渡辺みちたか(自民党・新宿区議会議員)official blog

新宿のミッチー。新宿区議会議員(自民党)。1985年12月生まれ。「渡辺ミッチー」こと渡辺美智雄・元副総理の孫。慶応義塾高等学校・慶応義塾大学・同大学院卒業。中小企業勤務、国会議員秘書を経て新宿区議会議員(2期)。会派は自民党区議団。

満票での正副議長選出と、新宿区議会の全会一致の伝統

 新宿区議会20期が本格スタートした。23日の臨時会では議長らの選出がおこなわれ、議長に自民党の樋山真一議員が、副議長には公明党の野元あきとし議員が38人全員の満票で選ばれた。他の自治体や国会では正副議長をガチンコ投票により選ぶところもあるが、新宿議会では「なるべく」全会一致で正副議長を選出できるよう事前に話し合う。

 今回の選挙後も臨時会の間に2週間かけて会派代表者会、幹事長会を行い、朝から夕方まで役所に詰めて駆け引きと喧々諤々の議論を行い、議会ポストや今任期の大枠のルールを決定した。民主主義は「多数の支配」と定義づけられ、多数決が基本だが、新宿区議会は昔から自民党のほか、公明党共産党の勢力も強く、ハナから多数決で決めていくと深刻な分断を引き起こす可能性があり、根気よく話し合って妥協点を探っていくというのが、先人たちの知恵なのだろう。今期の議会構成も自民8議席、公明8議席、共産7議席三国志的なバランスになっている。もちろん、どうしても決めなければならないことがあり、話し合ってもダメなときは多数決で決するが、そうでない限り議会の決定は極力、全会一致となるよう話し合うのが伝統になっている。

 この全会一致の慣例は議会のポストだけではなく、陳情・請願、意見書、決議など議会として意見表明する場合にも及んでおり、3議席以上の交渉会派がすべて賛成しないとこれらを採択しない。今上天皇陛下即位の奉祝決議は全国の都道府県・市区町村議会で行われたが、新宿区議会では反対意見があり決議できなかった(23区の区議会では唯一か?)。また、東京オリンピックパラリンピック開催と成功にむけた意見書も、メインスタジアム・国立競技場の地元自治体にもかかわらず難産で、採択がずいぶん遅れたと聞いている。地域からでてきた請願・陳情は交渉会派が1つでも反対すると「審議未了」となって流れてしまう。だから意見の割れそうな請願や意見書は全会派が納得するような中身に修正がされ、タイトルはそれっぽいけど、本文をよくよくみると玉虫色の内容になっていたりもする。尖った意見や、先進的な意見はなかなか採択されないのだ。この辺りは多数党所属の議員としては「多数決できめろ!」と思うときもあり、ヤキモキする。

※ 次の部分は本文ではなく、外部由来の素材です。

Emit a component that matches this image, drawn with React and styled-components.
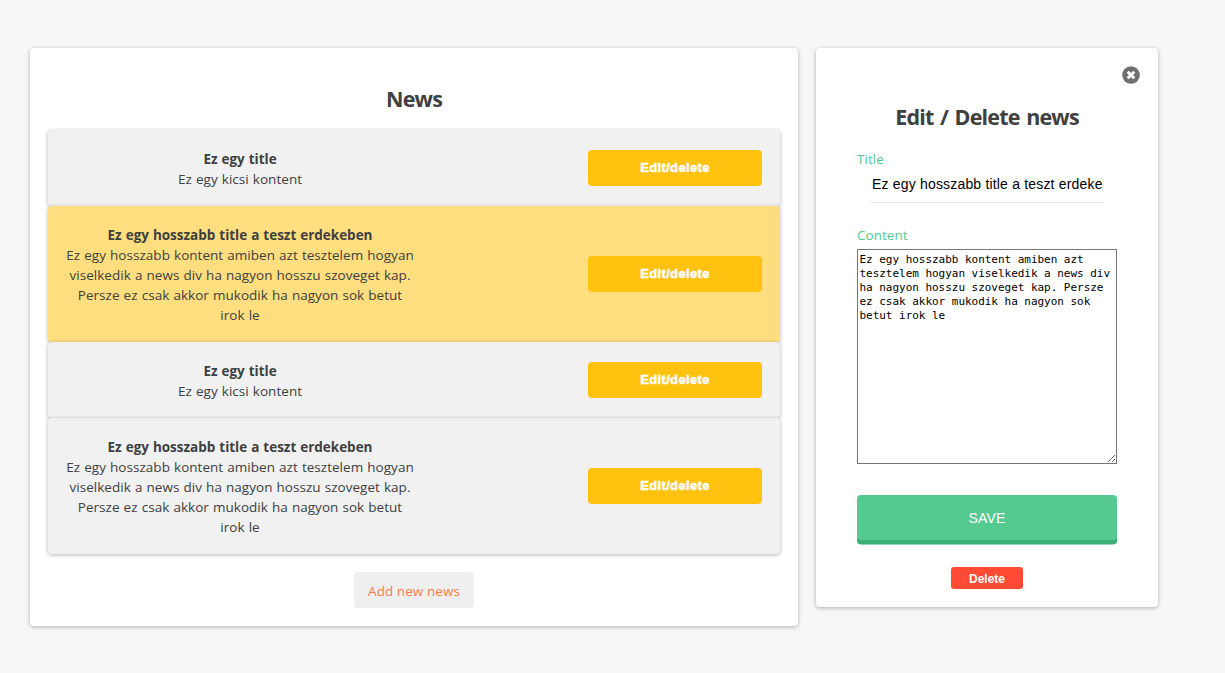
import React from "react";
import styled, { createGlobalStyle } from "styled-components";

const GlobalStyle = createGlobalStyle`
  *, *::before, *::after { box-sizing: border-box; }
  body {
    margin: 0;
    background: #f7f7f7;
    color: #404040;
    font-family: "Segoe UI", "Open Sans", "Noto Sans", sans-serif;
    font-size: 13.5px;
    line-height: 20px;
    letter-spacing: 0.03px;
    word-spacing: 0.55px;
  }
`;

const Page = styled.main`
  display: flex;
  align-items: flex-start;
  gap: 18px;
  min-height: 673px;
  padding: 48px 30px;
`;

const Card = styled.section`
  width: ${(p) => p.$width}px;
  height: ${(p) => p.$height}px;
  flex: none;
  display: flex;
  flex-direction: column;
  align-items: center;
  padding: 18px;
  background: #fff;
  border-radius: 4px;
  box-shadow: 0 1px 4px rgba(0, 0, 0, 0.3);
`;

const Heading = styled.h2`
  margin: ${(p) => p.$margin};
  font-size: 21.5px;
  line-height: 30px;
  font-weight: 700;
  letter-spacing: -0.8px;
  word-spacing: 1.7px;
  white-space: nowrap;
`;

const NewsList = styled.ul`
  align-self: stretch;
  margin: 0 0 18px;
  padding: 0;
  list-style: none;
`;

const NewsItem = styled.li`
  display: flex;
  align-items: center;
  justify-content: space-between;
  padding: 18px;
  background: ${(p) => (p.$active ? "#ffde7f" : "#f1f1f1")};
  border-radius: 4px;
  box-shadow: 0 1px 4px rgba(0, 0, 0, 0.3);
`;

const NewsText = styled.div`
  width: 348px;
  padding-top: 1px;
  margin-bottom: -1px;
  text-align: center;
`;

const NewsTitle = styled.div`
  font-weight: 700;
  letter-spacing: -0.02px;
`;

const EditButton = styled.button`
  width: 174px;
  height: 36px;
  padding: 0 0 2px;
  border: 0;
  border-radius: 4px;
  background: #ffc20f;
  color: #fff;
  font: 900 13px "Liberation Sans", Arial, sans-serif;
  letter-spacing: 0.35px;
  -webkit-text-stroke: 0.5px #fff;
`;

const AddButton = styled.button`
  width: 120px;
  height: 36px;
  padding: 2px 0 0;
  border: 0;
  border-radius: 4px;
  background: #efefef;
  color: #ff7a45;
  font: inherit;
  letter-spacing: 0.06px;
`;

const CloseButton = styled.button`
  align-self: flex-end;
  width: 18px;
  height: 18px;
  padding: 0;
  border: 0;
  background: none;
  svg { display: block; }
`;

const Form = styled.form`
  width: 260px;
  display: flex;
  flex-direction: column;
  align-items: center;
`;

const Label = styled.label`
  align-self: flex-start;
  color: #56c991;
`;

const TitleInput = styled.input`
  width: 234px;
  height: 34px;
  margin-bottom: 22px;
  padding: 0 1px 4px 2px;
  border: 0;
  border-bottom: 1px solid #e8e8e8;
  outline: 0;
  background: #fff;
  color: #000;
  font: 14px "Liberation Sans", Arial, sans-serif;
  letter-spacing: 0.18px;
`;

const ContentArea = styled.textarea`
  width: 260px;
  height: 215px;
  margin: 4px 0 31px;
  padding: 3px 2px 2px 1.5px;
  border: 1px solid #767676;
  border-radius: 0;
  background: #fff;
  color: #000;
  font: 11px/14px "DejaVu Sans Mono", monospace;
  letter-spacing: -0.03px;
  outline: 0;
`;

const SaveButton = styled.button`
  width: 260px;
  height: 45px;
  padding: 0;
  border: 0;
  border-radius: 4px;
  background: #56c991;
  box-shadow: 0 4.5px 0 #3cb076;
  color: #fff;
  font: 14px "Liberation Sans", Arial, sans-serif;
  letter-spacing: 0.2px;
`;

const DeleteButton = styled.button`
  width: 72px;
  height: 22px;
  margin-top: 27px;
  padding: 2px 0 0;
  border: 0;
  border-radius: 3px;
  background: #ff4b33;
  color: #fff;
  font: 700 12px "Liberation Sans", Arial, sans-serif;
`;

const CloseIcon = () => (
  <svg width="18" height="18" viewBox="0 0 18 18">
    <circle cx="9" cy="9" r="8.8" fill="#6f6f6f" />
    <path d="M5.7 5.7 12.3 12.3M12.3 5.7 5.7 12.3" stroke="#fff" strokeWidth="2.9" />
  </svg>
);

const shortNews = { title: "Ez egy title", content: "Ez egy kicsi kontent" };
const longNews = {
  title: "Ez egy hosszabb title a teszt erdekeben",
  content:
    "Ez egy hosszabb kontent amiben azt tesztelem hogyan viselkedik a news div ha nagyon hosszu szoveget kap. Persze ez csak akkor mukodik ha nagyon sok betut irok le",
};
const news = [shortNews, longNews, shortNews, longNews];
const selected = 1;

export default function App() {
  return (
    <>
      <GlobalStyle />
      <Page>
        <Card $width={768} $height={578}>
          <Heading $margin="18px 0 16px">News</Heading>
          <NewsList>
            {news.map((item, i) => (
              <NewsItem key={i} $active={i === selected}>
                <NewsText>
                  <NewsTitle>{item.title}</NewsTitle>
                  <div>{item.content}</div>
                </NewsText>
                <EditButton>Edit/delete</EditButton>
              </NewsItem>
            ))}
          </NewsList>
          <AddButton>Add new news</AddButton>
        </Card>
        <Card $width={342} $height={559}>
          <CloseButton aria-label="Close"><CloseIcon /></CloseButton>
          <Heading $margin="18px 0 17px">Edit / Delete news</Heading>
          <Form onSubmit={(e) => e.preventDefault()}>
            <Label htmlFor="title">Title</Label>
            <TitleInput id="title" defaultValue={longNews.title} />
            <Label htmlFor="content">Content</Label>
            <ContentArea id="content" defaultValue={longNews.content} spellCheck={false} />
            <SaveButton>SAVE</SaveButton>
            <DeleteButton type="button">Delete</DeleteButton>
          </Form>
        </Card>
      </Page>
    </>
  );
}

 また、全会一致の調整は非常に時間と労力がかかるので、議会主導で行政を引っ張るようなこともできず、例えば手話言語条例は議員提出で実現した自治体もあるが、新宿区では区長提出の条例として制定された。

 今期私は、自民党の副幹事長で党内の調整をし、党外にあっては議運の理事としての交渉に臨むことになる。様々な場面で全会一致の洗礼を受けることになるだろうが、根気強く議論をしていきたい。